● **TASK OBJECTIVE**: Read the records and gather each line that includes "this".

● **RECORDS FOR PROCESSING**:
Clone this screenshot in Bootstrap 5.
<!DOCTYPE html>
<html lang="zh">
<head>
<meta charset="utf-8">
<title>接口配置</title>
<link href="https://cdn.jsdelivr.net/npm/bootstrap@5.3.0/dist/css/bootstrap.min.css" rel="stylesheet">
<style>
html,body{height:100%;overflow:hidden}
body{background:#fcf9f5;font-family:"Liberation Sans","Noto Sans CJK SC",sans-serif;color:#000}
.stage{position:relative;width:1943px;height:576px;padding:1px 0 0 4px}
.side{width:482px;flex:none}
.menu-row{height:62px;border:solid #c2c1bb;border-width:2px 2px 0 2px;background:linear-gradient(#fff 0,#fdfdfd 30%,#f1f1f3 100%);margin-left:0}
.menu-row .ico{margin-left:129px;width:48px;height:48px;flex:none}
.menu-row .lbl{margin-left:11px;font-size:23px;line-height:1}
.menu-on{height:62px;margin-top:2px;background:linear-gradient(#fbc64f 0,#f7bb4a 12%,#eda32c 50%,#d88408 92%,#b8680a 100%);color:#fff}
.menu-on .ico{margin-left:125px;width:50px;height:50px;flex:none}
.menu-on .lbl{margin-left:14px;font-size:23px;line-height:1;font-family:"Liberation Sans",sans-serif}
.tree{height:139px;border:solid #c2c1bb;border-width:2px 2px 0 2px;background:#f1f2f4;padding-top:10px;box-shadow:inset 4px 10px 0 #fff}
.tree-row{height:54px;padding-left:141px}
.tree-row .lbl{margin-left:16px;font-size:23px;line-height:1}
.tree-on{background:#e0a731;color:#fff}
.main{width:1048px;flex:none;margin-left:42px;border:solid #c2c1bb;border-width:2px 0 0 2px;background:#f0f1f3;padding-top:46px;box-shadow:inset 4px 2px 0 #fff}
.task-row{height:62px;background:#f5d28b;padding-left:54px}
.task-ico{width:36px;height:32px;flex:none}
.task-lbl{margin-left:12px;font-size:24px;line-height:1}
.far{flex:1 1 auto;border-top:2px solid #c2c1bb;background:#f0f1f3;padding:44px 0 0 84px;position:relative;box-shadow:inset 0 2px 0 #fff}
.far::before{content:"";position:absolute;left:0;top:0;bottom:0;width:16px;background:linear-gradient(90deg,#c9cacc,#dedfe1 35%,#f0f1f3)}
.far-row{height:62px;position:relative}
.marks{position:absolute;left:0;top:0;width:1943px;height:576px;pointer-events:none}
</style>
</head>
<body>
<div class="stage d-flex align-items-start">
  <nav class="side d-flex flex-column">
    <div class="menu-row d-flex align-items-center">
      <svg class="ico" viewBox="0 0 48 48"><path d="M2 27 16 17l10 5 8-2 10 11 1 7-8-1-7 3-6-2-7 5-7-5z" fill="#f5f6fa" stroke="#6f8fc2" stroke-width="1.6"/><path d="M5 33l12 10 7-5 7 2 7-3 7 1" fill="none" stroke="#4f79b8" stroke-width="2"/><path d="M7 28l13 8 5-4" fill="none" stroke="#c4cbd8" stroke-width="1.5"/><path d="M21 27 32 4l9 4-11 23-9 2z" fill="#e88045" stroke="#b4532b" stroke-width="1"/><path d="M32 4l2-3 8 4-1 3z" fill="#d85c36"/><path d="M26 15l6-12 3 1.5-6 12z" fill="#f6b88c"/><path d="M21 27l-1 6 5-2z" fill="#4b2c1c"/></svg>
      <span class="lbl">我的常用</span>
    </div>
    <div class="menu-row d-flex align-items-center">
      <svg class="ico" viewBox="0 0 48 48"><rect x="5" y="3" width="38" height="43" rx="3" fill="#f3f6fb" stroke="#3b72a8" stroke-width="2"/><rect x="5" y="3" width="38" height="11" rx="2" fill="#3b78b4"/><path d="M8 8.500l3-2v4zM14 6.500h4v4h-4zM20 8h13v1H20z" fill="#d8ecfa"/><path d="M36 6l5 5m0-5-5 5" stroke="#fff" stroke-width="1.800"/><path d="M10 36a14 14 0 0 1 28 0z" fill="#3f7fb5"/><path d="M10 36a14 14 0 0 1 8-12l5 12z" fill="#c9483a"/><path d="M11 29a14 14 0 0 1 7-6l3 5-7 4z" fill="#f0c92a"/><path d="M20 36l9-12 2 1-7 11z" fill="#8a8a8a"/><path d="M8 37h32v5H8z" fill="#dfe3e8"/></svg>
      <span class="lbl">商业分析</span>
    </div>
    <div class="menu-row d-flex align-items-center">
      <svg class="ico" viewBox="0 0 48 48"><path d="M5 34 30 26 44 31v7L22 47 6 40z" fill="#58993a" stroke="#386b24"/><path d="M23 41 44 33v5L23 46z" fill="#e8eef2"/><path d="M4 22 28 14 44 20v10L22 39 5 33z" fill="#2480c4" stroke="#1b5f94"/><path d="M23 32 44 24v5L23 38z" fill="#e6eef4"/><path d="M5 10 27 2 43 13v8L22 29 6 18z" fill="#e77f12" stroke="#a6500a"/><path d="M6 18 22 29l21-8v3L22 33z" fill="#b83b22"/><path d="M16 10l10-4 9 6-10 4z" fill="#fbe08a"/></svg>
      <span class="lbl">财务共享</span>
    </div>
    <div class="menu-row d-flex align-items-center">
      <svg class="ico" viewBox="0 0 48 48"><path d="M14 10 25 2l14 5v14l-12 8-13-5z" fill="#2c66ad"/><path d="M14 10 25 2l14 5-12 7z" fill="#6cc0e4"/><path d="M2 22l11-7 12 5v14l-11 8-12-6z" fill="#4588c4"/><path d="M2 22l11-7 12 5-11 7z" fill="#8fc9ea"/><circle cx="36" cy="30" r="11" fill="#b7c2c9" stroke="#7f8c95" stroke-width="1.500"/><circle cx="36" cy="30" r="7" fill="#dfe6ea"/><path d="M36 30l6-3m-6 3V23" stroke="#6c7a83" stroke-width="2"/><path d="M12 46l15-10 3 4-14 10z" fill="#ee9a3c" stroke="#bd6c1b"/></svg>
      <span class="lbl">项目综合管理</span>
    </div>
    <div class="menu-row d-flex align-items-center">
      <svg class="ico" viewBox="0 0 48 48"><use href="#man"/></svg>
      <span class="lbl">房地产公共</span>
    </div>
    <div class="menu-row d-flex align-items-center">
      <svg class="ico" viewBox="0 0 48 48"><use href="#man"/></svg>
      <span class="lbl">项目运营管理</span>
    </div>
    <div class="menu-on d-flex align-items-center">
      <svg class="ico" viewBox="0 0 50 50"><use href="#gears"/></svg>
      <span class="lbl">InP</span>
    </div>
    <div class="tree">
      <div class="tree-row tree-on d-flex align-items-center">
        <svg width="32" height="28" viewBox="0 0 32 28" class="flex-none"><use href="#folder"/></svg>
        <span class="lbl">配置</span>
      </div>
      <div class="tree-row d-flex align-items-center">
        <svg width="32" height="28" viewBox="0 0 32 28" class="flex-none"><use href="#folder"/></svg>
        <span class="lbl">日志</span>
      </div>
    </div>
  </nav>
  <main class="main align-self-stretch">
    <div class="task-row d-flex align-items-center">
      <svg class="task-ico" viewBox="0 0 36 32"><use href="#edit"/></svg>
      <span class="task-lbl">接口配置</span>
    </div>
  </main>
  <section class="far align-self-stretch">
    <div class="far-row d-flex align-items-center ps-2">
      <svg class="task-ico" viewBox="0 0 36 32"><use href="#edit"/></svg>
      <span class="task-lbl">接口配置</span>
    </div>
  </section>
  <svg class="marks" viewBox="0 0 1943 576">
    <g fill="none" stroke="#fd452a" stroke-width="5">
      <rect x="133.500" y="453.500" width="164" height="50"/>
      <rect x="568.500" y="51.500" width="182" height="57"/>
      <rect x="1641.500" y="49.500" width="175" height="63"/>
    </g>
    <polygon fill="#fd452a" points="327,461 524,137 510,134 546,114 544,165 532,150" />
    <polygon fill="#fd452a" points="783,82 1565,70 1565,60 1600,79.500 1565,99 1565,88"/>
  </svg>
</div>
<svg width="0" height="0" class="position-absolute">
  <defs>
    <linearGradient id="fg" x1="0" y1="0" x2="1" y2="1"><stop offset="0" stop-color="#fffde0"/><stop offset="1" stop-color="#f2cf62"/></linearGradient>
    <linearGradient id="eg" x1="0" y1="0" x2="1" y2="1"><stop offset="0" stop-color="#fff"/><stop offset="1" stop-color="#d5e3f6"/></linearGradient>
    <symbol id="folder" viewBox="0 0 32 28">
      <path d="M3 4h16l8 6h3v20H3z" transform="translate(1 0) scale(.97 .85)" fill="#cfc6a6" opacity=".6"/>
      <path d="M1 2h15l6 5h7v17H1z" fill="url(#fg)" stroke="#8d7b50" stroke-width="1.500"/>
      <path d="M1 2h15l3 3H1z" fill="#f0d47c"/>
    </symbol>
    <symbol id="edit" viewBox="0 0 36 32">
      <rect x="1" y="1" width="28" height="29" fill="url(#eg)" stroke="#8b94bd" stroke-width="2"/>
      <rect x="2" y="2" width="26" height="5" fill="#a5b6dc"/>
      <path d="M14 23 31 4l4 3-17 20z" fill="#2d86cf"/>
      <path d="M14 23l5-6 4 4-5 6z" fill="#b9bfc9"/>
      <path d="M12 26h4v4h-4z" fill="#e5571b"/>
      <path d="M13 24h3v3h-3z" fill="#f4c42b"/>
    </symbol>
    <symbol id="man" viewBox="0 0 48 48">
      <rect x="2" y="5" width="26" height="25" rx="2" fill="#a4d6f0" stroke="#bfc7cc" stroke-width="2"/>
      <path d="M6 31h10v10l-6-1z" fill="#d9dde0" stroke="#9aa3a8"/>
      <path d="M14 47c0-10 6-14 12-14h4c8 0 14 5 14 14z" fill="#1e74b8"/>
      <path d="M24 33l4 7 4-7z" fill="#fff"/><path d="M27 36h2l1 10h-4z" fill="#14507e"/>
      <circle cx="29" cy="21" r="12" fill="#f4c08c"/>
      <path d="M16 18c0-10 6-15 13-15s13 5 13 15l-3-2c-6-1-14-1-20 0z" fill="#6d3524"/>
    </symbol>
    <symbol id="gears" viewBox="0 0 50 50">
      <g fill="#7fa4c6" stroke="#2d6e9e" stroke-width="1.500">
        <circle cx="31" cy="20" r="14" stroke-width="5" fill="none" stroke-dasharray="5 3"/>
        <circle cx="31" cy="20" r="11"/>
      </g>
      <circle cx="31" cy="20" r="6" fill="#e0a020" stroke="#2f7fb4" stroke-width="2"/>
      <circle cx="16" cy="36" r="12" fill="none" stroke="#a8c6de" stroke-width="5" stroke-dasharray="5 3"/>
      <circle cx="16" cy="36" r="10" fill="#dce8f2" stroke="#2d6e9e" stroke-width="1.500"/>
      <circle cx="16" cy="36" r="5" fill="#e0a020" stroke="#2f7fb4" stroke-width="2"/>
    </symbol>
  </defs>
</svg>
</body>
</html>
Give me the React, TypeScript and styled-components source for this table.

● **ANSWER FOR THE TASK**:
Clone this screenshot in Bootstrap 5.
Give me the React, TypeScript and styled-components source for this table.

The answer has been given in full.